>> START Data block
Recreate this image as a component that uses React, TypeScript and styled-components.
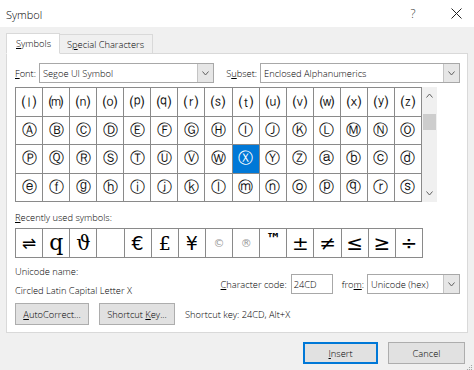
import React from "react";
import styled, { createGlobalStyle } from "styled-components";

const GlobalStyle = createGlobalStyle`
  html, body { margin: 0; padding: 0; }
  body {
    background: #f0f0f0;
    font-family: "Open Sans", "Noto Sans", sans-serif;
    font-size: 9.3px;
    font-weight: 300;
    color: #000;
    width: 474px;
    height: 370px;
    overflow: hidden;
  }
`;

const Window = styled.div`
  width: 474px;
  height: 370px;
  display: flex;
  flex-direction: column;
  background: #f0f0f0;
  position: relative;
  overflow: hidden;
`;

const TitleBar = styled.div`
  height: 27px;
  background: #fff;
  display: flex;
  align-items: center;
  padding: 0 8px 0 6px;
  font-size: 11px;
`;

const Title = styled.div`
  flex: 1;
  padding-top: 1px;
`;

const TitleIcon = styled.div<{ $w: number }>`
  width: ${(p) => p.$w}px;
  height: 27px;
  display: flex;
  align-items: center;
  justify-content: center;
  font-size: 12px;
  color: #333;
`;

const Body = styled.div`
  padding: 6px 6px 0 6px;
  display: flex;
  flex-direction: column;
`;

const TabBar = styled.div`
  display: flex;
  align-items: flex-end;
  height: 21px;
  position: relative;
  z-index: 1;
  margin-bottom: -1px;
`;

const Tab = styled.div<{ $active?: boolean }>`
  height: ${(p) => (p.$active ? 21 : 19)}px;
  box-sizing: border-box;
  display: flex;
  align-items: center;
  padding: ${(p) => (p.$active ? "0 8px 0 9px" : "0 8px 0 7px")};
  background: ${(p) => (p.$active ? "#fff" : "#f0f0f0")};
  border: 1px solid #d9d9d9;
  border-bottom: ${(p) => (p.$active ? "1px solid #fff" : "1px solid #d9d9d9")};
  ${(p) => (!p.$active ? "border-left: none; margin-bottom: 1px; border-bottom: none;" : "")}
`;

const Panel = styled.div`
  background: #fff;
  border: 1px solid #d9d9d9;
  width: 462px;
  box-sizing: border-box;
  padding: 9px 7px 7px 8px;
  display: flex;
  flex-direction: column;
`;

const FieldRow = styled.div`
  display: flex;
  align-items: center;
  height: 20px;
`;

const Label = styled.span<{ $ml?: number; $mr?: number }>`
  margin-left: ${(p) => p.$ml ?? 0}px;
  margin-right: ${(p) => p.$mr ?? 0}px;
  white-space: nowrap;
`;

const Key = styled.span`
  text-decoration: underline;
  text-underline-offset: 1px;
`;

const Combo = styled.div<{ $w: number }>`
  width: ${(p) => p.$w}px;
  height: 20px;
  box-sizing: border-box;
  border: 1px solid #a8a8a8;
  display: flex;
  align-items: stretch;
  background: #fff;
`;

const ComboText = styled.div`
  flex: 1;
  display: flex;
  align-items: center;
  padding-left: 3px;
`;

const ComboButton = styled.div`
  width: 15px;
  background: #e6e6e6;
  border-left: 1px solid #c4c4c4;
  display: flex;
  align-items: center;
  justify-content: center;
`;

const GridWrap = styled.div`
  display: flex;
  margin-top: 4px;
  height: 115px;
`;

const SymbolGrid = styled.div<{ $rows: number; $h: number; $w: number }>`
  width: ${(p) => p.$w}px;
  height: ${(p) => p.$h}px;
  box-sizing: border-box;
  display: grid;
  grid-template-columns: repeat(15, 1fr);
  grid-template-rows: repeat(${(p) => p.$rows}, 1fr);
  gap: 1px;
  padding: 1px;
  background: #8a8a8a;
`;

const Cell = styled.div<{ $selected?: boolean; $size?: number }>`
  background: ${(p) => (p.$selected ? "#0078d7" : "#fff")};
  color: ${(p) => (p.$selected ? "#fff" : "#111")};
  display: flex;
  align-items: center;
  justify-content: center;
  font-family: "DejaVu Sans", sans-serif;
  font-weight: 400;
  font-size: ${(p) => p.$size ?? 14}px;
  line-height: 1;
  overflow: hidden;
`;

const RecentCell = styled.div<{ $size: number; $color?: string; $family?: string; $top?: boolean; $weight?: number }>`
  background: #fff;
  color: ${(p) => p.$color ?? "#000"};
  display: flex;
  align-items: ${(p) => (p.$top ? "flex-start" : "center")};
  padding-top: ${(p) => (p.$top ? 3 : 0)}px;
  justify-content: center;
  font-family: ${(p) => p.$family ?? '"DejaVu Sans", sans-serif'};
  font-size: ${(p) => p.$size}px;
  font-weight: ${(p) => p.$weight ?? 400};
  line-height: 1;
  overflow: hidden;
`;

const ScrollBar = styled.div`
  width: 15px;
  background: #f0f0f0;
  display: flex;
  flex-direction: column;
  align-items: center;
`;

const ScrollArrow = styled.div`
  height: 17px;
  width: 15px;
  display: flex;
  align-items: center;
  justify-content: center;
`;

const ScrollTrack = styled.div`
  flex: 1;
  width: 13px;
  display: flex;
  flex-direction: column;
`;

const ScrollThumb = styled.div`
  margin-top: 10px;
  height: 16px;
  width: 13px;
  background: #cdcdcd;
`;

const SectionLabel = styled.div`
  margin-top: 9px;
  line-height: 14px;
`;

const RecentWrap = styled.div`
  margin-top: 3px;
`;

const InfoRow = styled.div`
  display: flex;
  margin-top: 7px;
  height: 33px;
`;

const InfoLeft = styled.div`
  display: flex;
  flex-direction: column;
  flex: 1;
`;

const InfoText = styled.div<{ $mt?: number }>`
  line-height: 14px;
  margin-top: ${(p) => p.$mt ?? 0}px;
`;

const InfoRight = styled.div`
  display: flex;
  align-items: center;
  margin-top: 9px;
  height: 20px;
`;

const CodeInput = styled.div`
  width: 42px;
  height: 20px;
  box-sizing: border-box;
  border: 1px solid #a8a8a8;
  display: flex;
  align-items: center;
  padding-left: 2px;
`;

const ButtonRow = styled.div`
  display: flex;
  align-items: center;
  margin-top: 5px;
  gap: 10px;
`;

const Button = styled.div<{ $w: number; $primary?: boolean }>`
  width: ${(p) => p.$w}px;
  height: 22px;
  box-sizing: border-box;
  background: #e1e1e1;
  border: 1px solid ${(p) => (p.$primary ? "#0078d7" : "#adadad")};
  ${(p) => (p.$primary ? "box-shadow: inset 0 0 0 1px #0078d7;" : "")}
  display: flex;
  align-items: center;
  justify-content: center;
`;

const Footer = styled.div`
  display: flex;
  justify-content: flex-end;
  gap: 10px;
  margin-top: 9px;
  padding-right: 3px;
`;

const Grip = styled.div`
  position: absolute;
  right: 1px;
  bottom: 1px;
  width: 8px;
  height: 8px;
`;

const Chevron = ({ up }: { up?: boolean }) => (
  <svg width="7" height="5" viewBox="0 0 7 5">
    <polyline
      points={up ? "0.5,4.5 3.5,1 6.5,4.5" : "0.5,0.5 3.5,4 6.5,0.5"}
      fill="none"
      stroke="#606060"
      strokeWidth="1"
    />
  </svg>
);

const codes = Array.from({ length: 60 }, (_, i) => 0x24a7 + i);
const SELECTED = 0x24cd;

type Recent = { ch: string; size: number; color?: string; family?: string; top?: boolean; weight?: number };
const serif = '"DejaVu Serif", "Liberation Serif", serif';
const recent: Recent[] = [
  { ch: "⇌", size: 17 },
  { ch: "q", size: 22, family: serif },
  { ch: "ϑ", size: 20, family: serif },
  { ch: "", size: 18 },
  { ch: "€", size: 19 },
  { ch: "£", size: 19, family: serif },
  { ch: "¥", size: 19 },
  { ch: "©", size: 11, color: "#9a9a9a" },
  { ch: "®", size: 11, color: "#9a9a9a" },
  { ch: "™", size: 15, top: true, weight: 700 },
  { ch: "±", size: 20 },
  { ch: "≠", size: 20 },
  { ch: "≤", size: 20 },
  { ch: "≥", size: 20 },
  { ch: "÷", size: 20 },
];

export default function App() {
  return (
    <Window>
      <GlobalStyle />
      <TitleBar>
        <Title>Symbol</Title>
        <TitleIcon $w={20}>?</TitleIcon>
        <TitleIcon $w={24} />
        <TitleIcon $w={19}>
          <svg width="11" height="11" viewBox="0 0 11 11">
            <path d="M0.5 0.5 L10.5 10.5 M10.5 0.5 L0.5 10.5" stroke="#222" strokeWidth="1" />
          </svg>
        </TitleIcon>
      </TitleBar>
      <Body>
        <TabBar>
          <Tab $active>
            <span>
              <Key>S</Key>ymbols
            </span>
          </Tab>
          <Tab>
            <span>
              S<Key>p</Key>ecial Characters
            </span>
          </Tab>
        </TabBar>
        <Panel>
          <FieldRow>
            <Label $mr={3}>
              <Key>F</Key>ont:
            </Label>
            <Combo $w={177}>
              <ComboText>Segoe UI Symbol</ComboText>
              <ComboButton>
                <Chevron />
              </ComboButton>
            </Combo>
            <Label $ml={12} $mr={3}>
              S<Key>u</Key>bset:
            </Label>
            <Combo $w={202}>
              <ComboText>Enclosed Alphanumerics</ComboText>
              <ComboButton>
                <Chevron />
              </ComboButton>
            </Combo>
          </FieldRow>
          <GridWrap>
            <SymbolGrid $rows={4} $h={115} $w={407}>
              {codes.map((c) => (
                <Cell key={c} $selected={c === SELECTED} $size={c < 0x24b6 ? 14 : 15}>
                  {String.fromCodePoint(c)}
                </Cell>
              ))}
            </SymbolGrid>
            <ScrollBar>
              <ScrollArrow>
                <Chevron up />
              </ScrollArrow>
              <ScrollTrack>
                <ScrollThumb />
              </ScrollTrack>
              <ScrollArrow>
                <Chevron />
              </ScrollArrow>
            </ScrollBar>
          </GridWrap>
          <SectionLabel>
            <Key>R</Key>ecently used symbols:
          </SectionLabel>
          <RecentWrap>
            <SymbolGrid $rows={1} $h={30} $w={408}>
              {recent.map((r, i) => (
                <RecentCell
                  key={i}
                  $size={r.size}
                  $color={r.color}
                  $family={r.family}
                  $top={r.top}
                  $weight={r.weight}
                >
                  {r.ch}
                </RecentCell>
              ))}
            </SymbolGrid>
          </RecentWrap>
          <InfoRow>
            <InfoLeft>
              <InfoText>Unicode name:</InfoText>
              <InfoText $mt={5}>Circled Latin Capital Letter X</InfoText>
            </InfoLeft>
            <InfoRight>
              <Label $mr={4}>
                <Key>C</Key>haracter code:
              </Label>
              <CodeInput>24CD</CodeInput>
              <Label $ml={9} $mr={3}>
                fro<Key>m</Key>:
              </Label>
              <Combo $w={93}>
                <ComboText>Unicode (hex)</ComboText>
                <ComboButton>
                  <Chevron />
                </ComboButton>
              </Combo>
            </InfoRight>
          </InfoRow>
          <ButtonRow>
            <Button $w={74}>
              <span>
                <Key>A</Key>utoCorrect...
              </span>
            </Button>
            <Button $w={76}>
              <span>
                Shortcut <Key>K</Key>ey...
              </span>
            </Button>
            <Label>Shortcut key: 24CD, Alt+X</Label>
          </ButtonRow>
        </Panel>
        <Footer>
          <Button $w={75} $primary>
            <span>
              <Key>I</Key>nsert
            </span>
          </Button>
          <Button $w={77}>Cancel</Button>
        </Footer>
      </Body>
      <Grip>
        <svg width="8" height="8" viewBox="0 0 8 8">
          <circle cx="6.5" cy="2.5" r="0.6" fill="#999" />
          <circle cx="4.5" cy="4.5" r="0.6" fill="#999" />
          <circle cx="6.5" cy="4.5" r="0.6" fill="#999" />
          <circle cx="2.5" cy="6.5" r="0.6" fill="#999" />
          <circle cx="4.5" cy="6.5" r="0.6" fill="#999" />
          <circle cx="6.5" cy="6.5" r="0.6" fill="#999" />
        </svg>
      </Grip>
    </Window>
  );
}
>> END Data block
All lines that include "React" are to be gathered and copied.

* **Response**:
Recreate this image as a component that uses React, TypeScript and styled-components.
import React from "react";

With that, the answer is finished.